_The problem_:
Among these lines, how many include "this"? Answer only with the number.

_Provided material_:
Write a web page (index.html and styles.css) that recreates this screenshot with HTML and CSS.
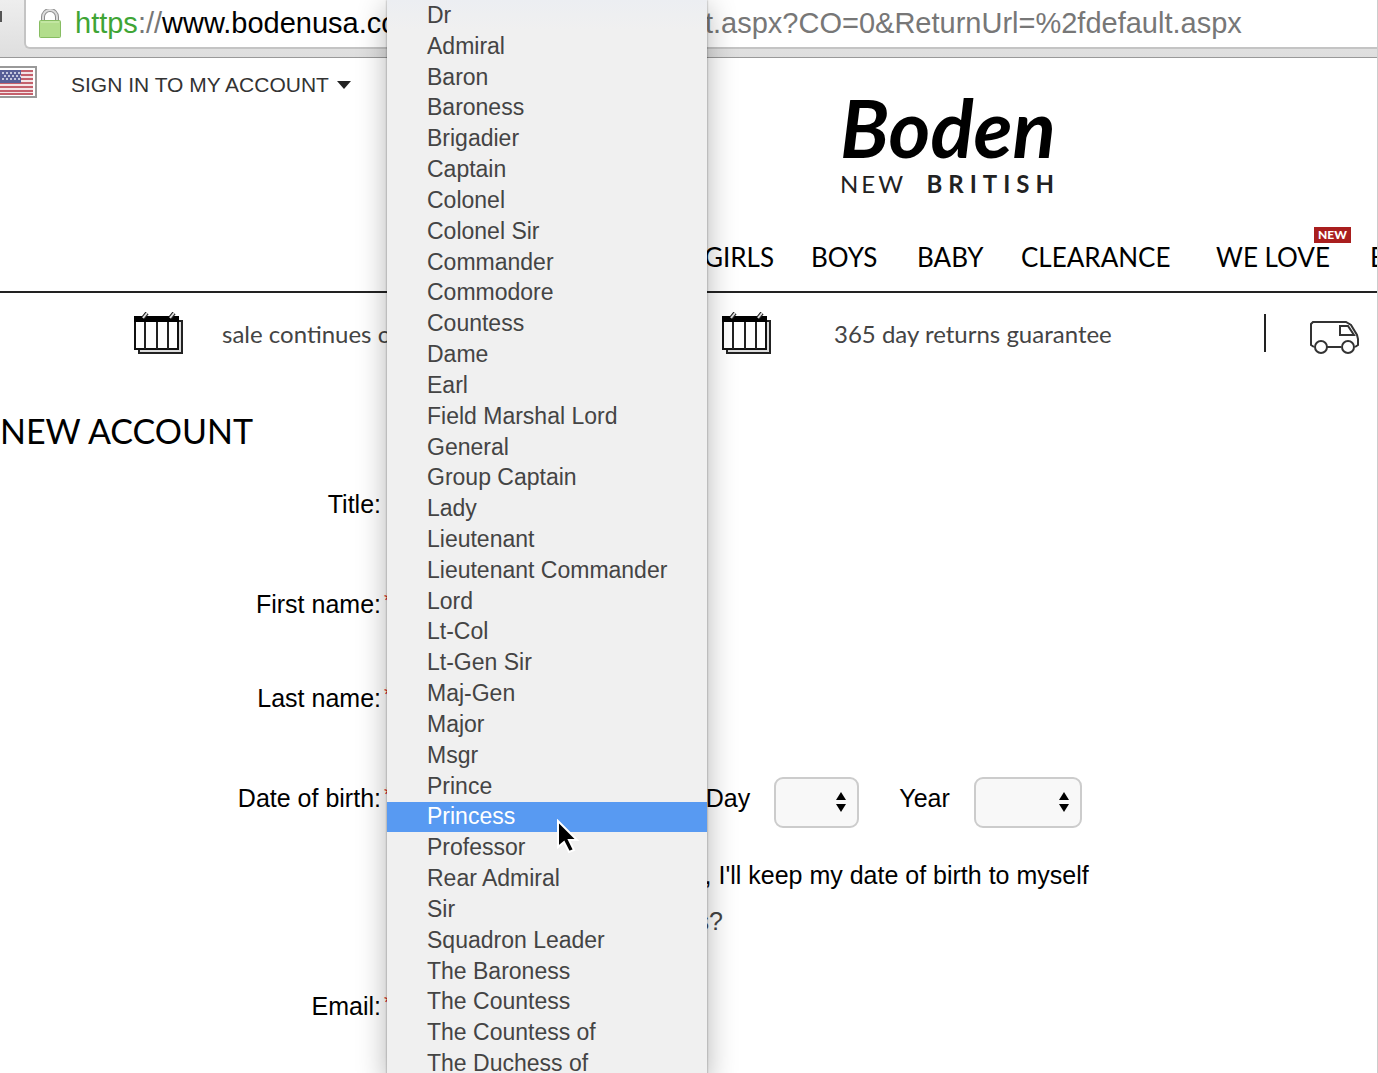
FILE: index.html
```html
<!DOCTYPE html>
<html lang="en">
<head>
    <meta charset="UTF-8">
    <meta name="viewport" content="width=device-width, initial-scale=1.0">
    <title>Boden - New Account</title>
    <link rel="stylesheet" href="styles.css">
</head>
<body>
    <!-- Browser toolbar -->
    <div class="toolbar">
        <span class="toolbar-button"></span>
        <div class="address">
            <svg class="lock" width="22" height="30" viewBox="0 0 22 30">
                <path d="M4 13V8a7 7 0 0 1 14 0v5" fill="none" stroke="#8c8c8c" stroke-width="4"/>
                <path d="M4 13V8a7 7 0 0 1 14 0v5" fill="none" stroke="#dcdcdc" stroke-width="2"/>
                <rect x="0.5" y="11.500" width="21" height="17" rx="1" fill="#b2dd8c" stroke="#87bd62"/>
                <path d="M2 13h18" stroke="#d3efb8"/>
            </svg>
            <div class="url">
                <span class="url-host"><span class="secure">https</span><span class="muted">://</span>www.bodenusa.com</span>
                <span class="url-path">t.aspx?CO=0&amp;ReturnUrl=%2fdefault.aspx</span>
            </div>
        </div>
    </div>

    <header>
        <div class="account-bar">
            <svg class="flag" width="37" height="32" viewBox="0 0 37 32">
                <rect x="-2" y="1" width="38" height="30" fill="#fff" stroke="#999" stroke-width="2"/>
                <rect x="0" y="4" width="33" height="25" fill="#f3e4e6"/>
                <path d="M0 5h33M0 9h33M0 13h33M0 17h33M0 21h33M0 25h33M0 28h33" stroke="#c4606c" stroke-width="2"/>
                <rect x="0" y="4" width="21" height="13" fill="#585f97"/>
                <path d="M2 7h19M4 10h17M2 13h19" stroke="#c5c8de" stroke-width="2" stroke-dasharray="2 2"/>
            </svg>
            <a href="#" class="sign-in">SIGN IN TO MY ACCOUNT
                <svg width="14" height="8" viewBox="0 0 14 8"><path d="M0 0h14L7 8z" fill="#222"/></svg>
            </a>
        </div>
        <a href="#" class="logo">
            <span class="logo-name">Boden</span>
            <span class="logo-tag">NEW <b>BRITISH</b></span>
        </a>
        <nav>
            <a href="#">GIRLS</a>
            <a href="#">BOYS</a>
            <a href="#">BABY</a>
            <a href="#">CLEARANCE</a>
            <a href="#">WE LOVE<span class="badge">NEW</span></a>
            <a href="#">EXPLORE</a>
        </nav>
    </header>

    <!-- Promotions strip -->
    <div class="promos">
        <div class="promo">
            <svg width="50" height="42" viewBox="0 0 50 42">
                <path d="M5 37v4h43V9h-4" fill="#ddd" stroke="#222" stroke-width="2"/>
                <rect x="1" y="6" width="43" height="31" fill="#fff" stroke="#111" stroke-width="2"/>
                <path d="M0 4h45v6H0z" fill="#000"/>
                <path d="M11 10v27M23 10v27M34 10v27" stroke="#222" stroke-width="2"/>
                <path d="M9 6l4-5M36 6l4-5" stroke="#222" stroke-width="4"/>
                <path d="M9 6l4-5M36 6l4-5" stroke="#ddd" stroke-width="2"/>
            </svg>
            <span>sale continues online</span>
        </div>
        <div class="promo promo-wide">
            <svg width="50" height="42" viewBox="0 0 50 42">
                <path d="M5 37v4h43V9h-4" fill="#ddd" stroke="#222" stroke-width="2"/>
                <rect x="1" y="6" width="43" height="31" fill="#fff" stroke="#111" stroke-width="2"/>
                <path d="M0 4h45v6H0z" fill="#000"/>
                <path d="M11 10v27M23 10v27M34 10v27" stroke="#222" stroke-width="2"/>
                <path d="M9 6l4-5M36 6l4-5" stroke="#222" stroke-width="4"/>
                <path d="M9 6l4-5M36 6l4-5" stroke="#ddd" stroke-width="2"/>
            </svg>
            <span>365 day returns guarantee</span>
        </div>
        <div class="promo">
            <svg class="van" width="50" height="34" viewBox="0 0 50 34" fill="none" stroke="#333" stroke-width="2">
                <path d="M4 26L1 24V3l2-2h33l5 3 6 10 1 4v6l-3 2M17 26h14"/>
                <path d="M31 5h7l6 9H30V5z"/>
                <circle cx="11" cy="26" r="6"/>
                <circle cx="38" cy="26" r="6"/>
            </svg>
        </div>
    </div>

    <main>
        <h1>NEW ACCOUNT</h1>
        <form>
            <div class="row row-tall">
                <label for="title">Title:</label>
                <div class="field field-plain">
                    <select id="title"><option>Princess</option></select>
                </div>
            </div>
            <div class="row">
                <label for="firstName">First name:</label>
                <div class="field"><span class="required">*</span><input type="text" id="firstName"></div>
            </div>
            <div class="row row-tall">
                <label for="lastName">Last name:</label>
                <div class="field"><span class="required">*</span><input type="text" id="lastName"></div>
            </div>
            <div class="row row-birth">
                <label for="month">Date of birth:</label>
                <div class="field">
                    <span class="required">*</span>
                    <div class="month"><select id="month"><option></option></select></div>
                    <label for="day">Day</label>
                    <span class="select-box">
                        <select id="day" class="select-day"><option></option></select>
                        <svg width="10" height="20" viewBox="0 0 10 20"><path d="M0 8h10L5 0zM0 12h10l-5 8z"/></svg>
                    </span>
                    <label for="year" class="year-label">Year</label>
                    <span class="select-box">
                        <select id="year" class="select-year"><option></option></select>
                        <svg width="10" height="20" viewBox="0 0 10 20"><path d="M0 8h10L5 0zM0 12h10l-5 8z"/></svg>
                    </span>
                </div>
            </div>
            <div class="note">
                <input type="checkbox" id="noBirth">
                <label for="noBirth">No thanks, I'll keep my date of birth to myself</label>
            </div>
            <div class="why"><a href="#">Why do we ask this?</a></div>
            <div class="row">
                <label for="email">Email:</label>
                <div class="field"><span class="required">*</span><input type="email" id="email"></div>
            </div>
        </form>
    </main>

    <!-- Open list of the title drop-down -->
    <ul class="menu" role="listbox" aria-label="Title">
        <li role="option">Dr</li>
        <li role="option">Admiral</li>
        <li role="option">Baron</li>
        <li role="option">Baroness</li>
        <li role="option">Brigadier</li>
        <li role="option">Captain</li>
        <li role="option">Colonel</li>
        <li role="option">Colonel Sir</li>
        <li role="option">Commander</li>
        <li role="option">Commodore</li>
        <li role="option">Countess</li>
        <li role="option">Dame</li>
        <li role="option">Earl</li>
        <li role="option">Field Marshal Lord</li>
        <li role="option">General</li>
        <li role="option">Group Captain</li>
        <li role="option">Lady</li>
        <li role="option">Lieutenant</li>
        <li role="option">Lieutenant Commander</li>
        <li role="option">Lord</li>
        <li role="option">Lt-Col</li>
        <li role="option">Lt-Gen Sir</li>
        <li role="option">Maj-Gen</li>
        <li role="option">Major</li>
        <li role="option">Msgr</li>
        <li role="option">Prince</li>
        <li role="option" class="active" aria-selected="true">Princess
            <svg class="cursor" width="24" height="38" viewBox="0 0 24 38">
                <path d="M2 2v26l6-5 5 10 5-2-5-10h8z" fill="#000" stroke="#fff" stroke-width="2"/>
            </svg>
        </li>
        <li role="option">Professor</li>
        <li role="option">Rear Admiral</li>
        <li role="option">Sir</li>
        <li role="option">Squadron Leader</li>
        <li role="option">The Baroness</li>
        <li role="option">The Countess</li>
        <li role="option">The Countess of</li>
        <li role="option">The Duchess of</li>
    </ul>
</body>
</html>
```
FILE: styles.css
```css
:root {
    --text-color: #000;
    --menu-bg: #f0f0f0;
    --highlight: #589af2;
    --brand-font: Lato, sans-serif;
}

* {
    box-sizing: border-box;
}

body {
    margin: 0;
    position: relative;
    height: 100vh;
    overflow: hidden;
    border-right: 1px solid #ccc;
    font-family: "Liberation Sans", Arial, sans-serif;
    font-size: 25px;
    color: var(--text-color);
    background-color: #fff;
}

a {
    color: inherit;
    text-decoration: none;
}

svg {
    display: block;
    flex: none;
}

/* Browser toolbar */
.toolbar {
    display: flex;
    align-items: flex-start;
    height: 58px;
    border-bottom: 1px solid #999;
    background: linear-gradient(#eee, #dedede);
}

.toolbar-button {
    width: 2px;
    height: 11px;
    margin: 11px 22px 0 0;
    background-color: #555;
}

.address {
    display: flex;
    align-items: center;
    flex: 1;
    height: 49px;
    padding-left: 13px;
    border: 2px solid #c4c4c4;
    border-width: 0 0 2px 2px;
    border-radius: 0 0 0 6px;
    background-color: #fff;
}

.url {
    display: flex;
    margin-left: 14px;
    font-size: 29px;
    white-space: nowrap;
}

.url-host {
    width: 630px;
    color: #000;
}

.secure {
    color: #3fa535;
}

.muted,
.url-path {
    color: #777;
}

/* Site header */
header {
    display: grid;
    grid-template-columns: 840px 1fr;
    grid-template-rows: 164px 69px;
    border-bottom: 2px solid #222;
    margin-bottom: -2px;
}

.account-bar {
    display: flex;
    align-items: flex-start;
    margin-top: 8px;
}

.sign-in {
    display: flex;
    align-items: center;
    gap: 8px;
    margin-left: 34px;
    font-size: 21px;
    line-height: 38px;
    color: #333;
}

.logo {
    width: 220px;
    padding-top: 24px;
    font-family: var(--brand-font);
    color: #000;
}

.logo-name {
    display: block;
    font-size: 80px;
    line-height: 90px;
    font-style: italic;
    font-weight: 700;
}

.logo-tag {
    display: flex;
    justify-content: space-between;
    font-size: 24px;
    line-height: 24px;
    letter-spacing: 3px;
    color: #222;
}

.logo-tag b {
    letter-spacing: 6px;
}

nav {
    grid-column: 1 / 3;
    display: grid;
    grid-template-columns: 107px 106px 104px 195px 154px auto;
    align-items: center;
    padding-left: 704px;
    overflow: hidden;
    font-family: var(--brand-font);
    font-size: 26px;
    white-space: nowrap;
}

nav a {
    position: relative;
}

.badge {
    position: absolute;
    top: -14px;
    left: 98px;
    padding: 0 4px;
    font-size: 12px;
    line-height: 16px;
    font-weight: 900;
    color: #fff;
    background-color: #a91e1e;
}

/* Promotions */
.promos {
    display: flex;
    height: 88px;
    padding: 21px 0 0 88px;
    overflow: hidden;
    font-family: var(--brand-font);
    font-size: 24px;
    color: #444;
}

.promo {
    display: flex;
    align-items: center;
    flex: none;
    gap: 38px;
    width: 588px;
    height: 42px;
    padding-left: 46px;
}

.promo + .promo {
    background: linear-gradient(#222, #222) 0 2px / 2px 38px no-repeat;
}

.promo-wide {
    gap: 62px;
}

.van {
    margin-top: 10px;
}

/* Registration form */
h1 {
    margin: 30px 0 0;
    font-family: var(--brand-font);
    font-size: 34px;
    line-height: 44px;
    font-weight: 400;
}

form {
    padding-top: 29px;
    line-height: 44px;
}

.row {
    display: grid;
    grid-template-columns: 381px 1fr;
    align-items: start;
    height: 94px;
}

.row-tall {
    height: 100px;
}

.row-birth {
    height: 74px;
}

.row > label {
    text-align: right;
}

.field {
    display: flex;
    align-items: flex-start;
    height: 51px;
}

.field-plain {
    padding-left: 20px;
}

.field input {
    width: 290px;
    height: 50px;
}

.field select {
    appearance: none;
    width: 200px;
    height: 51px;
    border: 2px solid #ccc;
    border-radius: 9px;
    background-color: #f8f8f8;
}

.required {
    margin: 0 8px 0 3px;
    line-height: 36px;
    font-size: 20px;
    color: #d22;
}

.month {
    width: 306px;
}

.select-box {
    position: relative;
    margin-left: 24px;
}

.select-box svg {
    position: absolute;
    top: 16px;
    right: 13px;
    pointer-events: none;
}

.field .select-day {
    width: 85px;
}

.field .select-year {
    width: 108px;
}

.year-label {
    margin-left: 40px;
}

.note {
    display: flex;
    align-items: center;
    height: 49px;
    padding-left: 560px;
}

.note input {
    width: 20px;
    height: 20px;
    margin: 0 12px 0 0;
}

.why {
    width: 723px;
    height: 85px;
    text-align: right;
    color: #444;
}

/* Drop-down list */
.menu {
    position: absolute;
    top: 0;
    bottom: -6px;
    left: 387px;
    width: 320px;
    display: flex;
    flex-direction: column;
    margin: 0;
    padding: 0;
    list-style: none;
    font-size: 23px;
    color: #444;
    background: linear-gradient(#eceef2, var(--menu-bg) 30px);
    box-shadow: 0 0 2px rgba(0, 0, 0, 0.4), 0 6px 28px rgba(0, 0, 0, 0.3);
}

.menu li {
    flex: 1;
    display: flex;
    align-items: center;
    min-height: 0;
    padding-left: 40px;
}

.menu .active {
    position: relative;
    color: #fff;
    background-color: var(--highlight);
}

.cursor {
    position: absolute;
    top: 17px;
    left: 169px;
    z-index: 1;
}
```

_The response_:
2